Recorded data
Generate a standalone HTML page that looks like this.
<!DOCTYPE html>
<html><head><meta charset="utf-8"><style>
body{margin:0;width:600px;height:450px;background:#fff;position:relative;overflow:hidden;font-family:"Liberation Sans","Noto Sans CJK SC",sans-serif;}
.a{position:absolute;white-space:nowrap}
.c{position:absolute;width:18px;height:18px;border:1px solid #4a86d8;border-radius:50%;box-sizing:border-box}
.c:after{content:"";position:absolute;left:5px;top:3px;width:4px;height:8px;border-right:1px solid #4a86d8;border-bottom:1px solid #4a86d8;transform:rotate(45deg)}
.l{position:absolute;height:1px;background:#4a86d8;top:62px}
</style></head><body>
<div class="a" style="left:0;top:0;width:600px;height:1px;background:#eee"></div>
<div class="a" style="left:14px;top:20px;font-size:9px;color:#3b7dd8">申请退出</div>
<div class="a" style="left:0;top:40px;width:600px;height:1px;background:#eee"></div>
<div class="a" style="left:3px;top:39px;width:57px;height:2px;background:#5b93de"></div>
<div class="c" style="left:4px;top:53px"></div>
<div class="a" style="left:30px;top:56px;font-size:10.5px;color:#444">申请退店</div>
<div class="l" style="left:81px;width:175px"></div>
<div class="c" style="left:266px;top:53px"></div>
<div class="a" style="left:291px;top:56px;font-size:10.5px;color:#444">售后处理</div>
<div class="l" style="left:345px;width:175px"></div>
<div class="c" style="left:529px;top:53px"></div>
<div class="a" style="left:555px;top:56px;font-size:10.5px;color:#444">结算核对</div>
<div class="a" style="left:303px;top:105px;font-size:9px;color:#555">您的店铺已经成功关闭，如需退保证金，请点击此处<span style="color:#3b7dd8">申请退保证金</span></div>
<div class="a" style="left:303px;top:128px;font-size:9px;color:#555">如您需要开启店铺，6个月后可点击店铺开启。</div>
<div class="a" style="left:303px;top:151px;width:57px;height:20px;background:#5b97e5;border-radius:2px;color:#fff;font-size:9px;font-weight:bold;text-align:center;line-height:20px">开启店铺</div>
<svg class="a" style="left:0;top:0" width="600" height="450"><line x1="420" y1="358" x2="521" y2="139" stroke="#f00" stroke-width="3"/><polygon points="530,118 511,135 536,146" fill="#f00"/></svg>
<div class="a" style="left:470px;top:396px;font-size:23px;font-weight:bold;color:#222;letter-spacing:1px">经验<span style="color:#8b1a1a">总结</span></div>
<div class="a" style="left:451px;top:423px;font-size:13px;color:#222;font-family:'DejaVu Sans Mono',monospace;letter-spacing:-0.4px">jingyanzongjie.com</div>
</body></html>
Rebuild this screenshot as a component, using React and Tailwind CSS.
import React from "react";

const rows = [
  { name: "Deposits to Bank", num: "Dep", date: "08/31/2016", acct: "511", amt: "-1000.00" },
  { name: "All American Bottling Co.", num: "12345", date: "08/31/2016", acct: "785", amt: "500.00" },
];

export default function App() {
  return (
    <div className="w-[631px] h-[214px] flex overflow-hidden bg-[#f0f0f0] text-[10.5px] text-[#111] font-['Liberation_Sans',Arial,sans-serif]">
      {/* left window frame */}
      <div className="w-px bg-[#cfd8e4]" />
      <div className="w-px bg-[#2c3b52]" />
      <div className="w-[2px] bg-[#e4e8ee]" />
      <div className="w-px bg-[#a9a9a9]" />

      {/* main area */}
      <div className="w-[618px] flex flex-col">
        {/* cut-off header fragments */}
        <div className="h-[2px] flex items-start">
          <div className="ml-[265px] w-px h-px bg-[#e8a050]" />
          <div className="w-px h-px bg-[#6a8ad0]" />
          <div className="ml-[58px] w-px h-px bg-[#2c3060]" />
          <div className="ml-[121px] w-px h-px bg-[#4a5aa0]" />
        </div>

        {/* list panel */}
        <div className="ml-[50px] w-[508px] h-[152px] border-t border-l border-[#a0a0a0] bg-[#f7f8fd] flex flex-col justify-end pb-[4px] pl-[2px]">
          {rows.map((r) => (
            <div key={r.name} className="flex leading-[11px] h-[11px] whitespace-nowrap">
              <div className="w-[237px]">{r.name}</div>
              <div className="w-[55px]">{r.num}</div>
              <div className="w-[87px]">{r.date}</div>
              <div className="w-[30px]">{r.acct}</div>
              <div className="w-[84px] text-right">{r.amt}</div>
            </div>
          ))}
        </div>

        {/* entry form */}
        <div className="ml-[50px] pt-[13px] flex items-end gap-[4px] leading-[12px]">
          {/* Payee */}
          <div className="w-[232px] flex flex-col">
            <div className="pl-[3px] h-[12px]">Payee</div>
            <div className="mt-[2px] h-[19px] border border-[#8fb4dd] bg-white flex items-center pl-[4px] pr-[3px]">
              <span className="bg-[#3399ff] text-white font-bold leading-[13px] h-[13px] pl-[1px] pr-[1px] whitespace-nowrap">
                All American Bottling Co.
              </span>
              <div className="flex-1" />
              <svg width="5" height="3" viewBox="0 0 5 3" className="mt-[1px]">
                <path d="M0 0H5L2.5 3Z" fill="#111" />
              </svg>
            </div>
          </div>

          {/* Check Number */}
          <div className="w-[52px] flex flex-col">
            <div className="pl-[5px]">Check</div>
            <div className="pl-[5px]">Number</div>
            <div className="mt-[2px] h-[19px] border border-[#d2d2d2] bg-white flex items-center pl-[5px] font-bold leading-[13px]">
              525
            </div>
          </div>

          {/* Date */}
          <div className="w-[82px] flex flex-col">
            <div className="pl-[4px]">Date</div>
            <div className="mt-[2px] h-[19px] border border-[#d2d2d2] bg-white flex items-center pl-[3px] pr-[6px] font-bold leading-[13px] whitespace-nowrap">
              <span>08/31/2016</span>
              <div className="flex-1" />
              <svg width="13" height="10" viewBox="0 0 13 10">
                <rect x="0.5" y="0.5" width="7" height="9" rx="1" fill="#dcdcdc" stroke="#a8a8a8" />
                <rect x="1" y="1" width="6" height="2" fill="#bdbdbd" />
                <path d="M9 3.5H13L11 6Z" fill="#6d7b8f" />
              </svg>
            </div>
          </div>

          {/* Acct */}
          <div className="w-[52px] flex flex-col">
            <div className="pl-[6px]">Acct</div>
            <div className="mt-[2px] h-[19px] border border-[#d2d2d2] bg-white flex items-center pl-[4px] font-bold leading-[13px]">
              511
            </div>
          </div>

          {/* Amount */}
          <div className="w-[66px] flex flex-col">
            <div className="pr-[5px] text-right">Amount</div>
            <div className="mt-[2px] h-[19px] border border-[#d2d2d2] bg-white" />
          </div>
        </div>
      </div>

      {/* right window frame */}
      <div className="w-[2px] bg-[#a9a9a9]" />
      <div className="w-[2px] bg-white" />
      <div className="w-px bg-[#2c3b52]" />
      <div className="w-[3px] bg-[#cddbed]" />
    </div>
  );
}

◆ STATED TASK ◆
Retype the records in full. Keep every line identical to the original.

◆ COMPLETE ANSWER ◆
Generate a standalone HTML page that looks like this.
<!DOCTYPE html>
<html><head><meta charset="utf-8"><style>
body{margin:0;width:600px;height:450px;background:#fff;position:relative;overflow:hidden;font-family:"Liberation Sans","Noto Sans CJK SC",sans-serif;}
.a{position:absolute;white-space:nowrap}
.c{position:absolute;width:18px;height:18px;border:1px solid #4a86d8;border-radius:50%;box-sizing:border-box}
.c:after{content:"";position:absolute;left:5px;top:3px;width:4px;height:8px;border-right:1px solid #4a86d8;border-bottom:1px solid #4a86d8;transform:rotate(45deg)}
.l{position:absolute;height:1px;background:#4a86d8;top:62px}
</style></head><body>
<div class="a" style="left:0;top:0;width:600px;height:1px;background:#eee"></div>
<div class="a" style="left:14px;top:20px;font-size:9px;color:#3b7dd8">申请退出</div>
<div class="a" style="left:0;top:40px;width:600px;height:1px;background:#eee"></div>
<div class="a" style="left:3px;top:39px;width:57px;height:2px;background:#5b93de"></div>
<div class="c" style="left:4px;top:53px"></div>
<div class="a" style="left:30px;top:56px;font-size:10.5px;color:#444">申请退店</div>
<div class="l" style="left:81px;width:175px"></div>
<div class="c" style="left:266px;top:53px"></div>
<div class="a" style="left:291px;top:56px;font-size:10.5px;color:#444">售后处理</div>
<div class="l" style="left:345px;width:175px"></div>
<div class="c" style="left:529px;top:53px"></div>
<div class="a" style="left:555px;top:56px;font-size:10.5px;color:#444">结算核对</div>
<div class="a" style="left:303px;top:105px;font-size:9px;color:#555">您的店铺已经成功关闭，如需退保证金，请点击此处<span style="color:#3b7dd8">申请退保证金</span></div>
<div class="a" style="left:303px;top:128px;font-size:9px;color:#555">如您需要开启店铺，6个月后可点击店铺开启。</div>
<div class="a" style="left:303px;top:151px;width:57px;height:20px;background:#5b97e5;border-radius:2px;color:#fff;font-size:9px;font-weight:bold;text-align:center;line-height:20px">开启店铺</div>
<svg class="a" style="left:0;top:0" width="600" height="450"><line x1="420" y1="358" x2="521" y2="139" stroke="#f00" stroke-width="3"/><polygon points="530,118 511,135 536,146" fill="#f00"/></svg>
<div class="a" style="left:470px;top:396px;font-size:23px;font-weight:bold;color:#222;letter-spacing:1px">经验<span style="color:#8b1a1a">总结</span></div>
<div class="a" style="left:451px;top:423px;font-size:13px;color:#222;font-family:'DejaVu Sans Mono',monospace;letter-spacing:-0.4px">jingyanzongjie.com</div>
</body></html>
Rebuild this screenshot as a component, using React and Tailwind CSS.
import React from "react";

const rows = [
  { name: "Deposits to Bank", num: "Dep", date: "08/31/2016", acct: "511", amt: "-1000.00" },
  { name: "All American Bottling Co.", num: "12345", date: "08/31/2016", acct: "785", amt: "500.00" },
];

export default function App() {
  return (
    <div className="w-[631px] h-[214px] flex overflow-hidden bg-[#f0f0f0] text-[10.5px] text-[#111] font-['Liberation_Sans',Arial,sans-serif]">
      {/* left window frame */}
      <div className="w-px bg-[#cfd8e4]" />
      <div className="w-px bg-[#2c3b52]" />
      <div className="w-[2px] bg-[#e4e8ee]" />
      <div className="w-px bg-[#a9a9a9]" />

      {/* main area */}
      <div className="w-[618px] flex flex-col">
        {/* cut-off header fragments */}
        <div className="h-[2px] flex items-start">
          <div className="ml-[265px] w-px h-px bg-[#e8a050]" />
          <div className="w-px h-px bg-[#6a8ad0]" />
          <div className="ml-[58px] w-px h-px bg-[#2c3060]" />
          <div className="ml-[121px] w-px h-px bg-[#4a5aa0]" />
        </div>

        {/* list panel */}
        <div className="ml-[50px] w-[508px] h-[152px] border-t border-l border-[#a0a0a0] bg-[#f7f8fd] flex flex-col justify-end pb-[4px] pl-[2px]">
          {rows.map((r) => (
            <div key={r.name} className="flex leading-[11px] h-[11px] whitespace-nowrap">
              <div className="w-[237px]">{r.name}</div>
              <div className="w-[55px]">{r.num}</div>
              <div className="w-[87px]">{r.date}</div>
              <div className="w-[30px]">{r.acct}</div>
              <div className="w-[84px] text-right">{r.amt}</div>
            </div>
          ))}
        </div>

        {/* entry form */}
        <div className="ml-[50px] pt-[13px] flex items-end gap-[4px] leading-[12px]">
          {/* Payee */}
          <div className="w-[232px] flex flex-col">
            <div className="pl-[3px] h-[12px]">Payee</div>
            <div className="mt-[2px] h-[19px] border border-[#8fb4dd] bg-white flex items-center pl-[4px] pr-[3px]">
              <span className="bg-[#3399ff] text-white font-bold leading-[13px] h-[13px] pl-[1px] pr-[1px] whitespace-nowrap">
                All American Bottling Co.
              </span>
              <div className="flex-1" />
              <svg width="5" height="3" viewBox="0 0 5 3" className="mt-[1px]">
                <path d="M0 0H5L2.5 3Z" fill="#111" />
              </svg>
            </div>
          </div>

          {/* Check Number */}
          <div className="w-[52px] flex flex-col">
            <div className="pl-[5px]">Check</div>
            <div className="pl-[5px]">Number</div>
            <div className="mt-[2px] h-[19px] border border-[#d2d2d2] bg-white flex items-center pl-[5px] font-bold leading-[13px]">
              525
            </div>
          </div>

          {/* Date */}
          <div className="w-[82px] flex flex-col">
            <div className="pl-[4px]">Date</div>
            <div className="mt-[2px] h-[19px] border border-[#d2d2d2] bg-white flex items-center pl-[3px] pr-[6px] font-bold leading-[13px] whitespace-nowrap">
              <span>08/31/2016</span>
              <div className="flex-1" />
              <svg width="13" height="10" viewBox="0 0 13 10">
                <rect x="0.5" y="0.5" width="7" height="9" rx="1" fill="#dcdcdc" stroke="#a8a8a8" />
                <rect x="1" y="1" width="6" height="2" fill="#bdbdbd" />
                <path d="M9 3.5H13L11 6Z" fill="#6d7b8f" />
              </svg>
            </div>
          </div>

          {/* Acct */}
          <div className="w-[52px] flex flex-col">
            <div className="pl-[6px]">Acct</div>
            <div className="mt-[2px] h-[19px] border border-[#d2d2d2] bg-white flex items-center pl-[4px] font-bold leading-[13px]">
              511
            </div>
          </div>

          {/* Amount */}
          <div className="w-[66px] flex flex-col">
            <div className="pr-[5px] text-right">Amount</div>
            <div className="mt-[2px] h-[19px] border border-[#d2d2d2] bg-white" />
          </div>
        </div>
      </div>

      {/* right window frame */}
      <div className="w-[2px] bg-[#a9a9a9]" />
      <div className="w-[2px] bg-white" />
      <div className="w-px bg-[#2c3b52]" />
      <div className="w-[3px] bg-[#cddbed]" />
    </div>
  );
}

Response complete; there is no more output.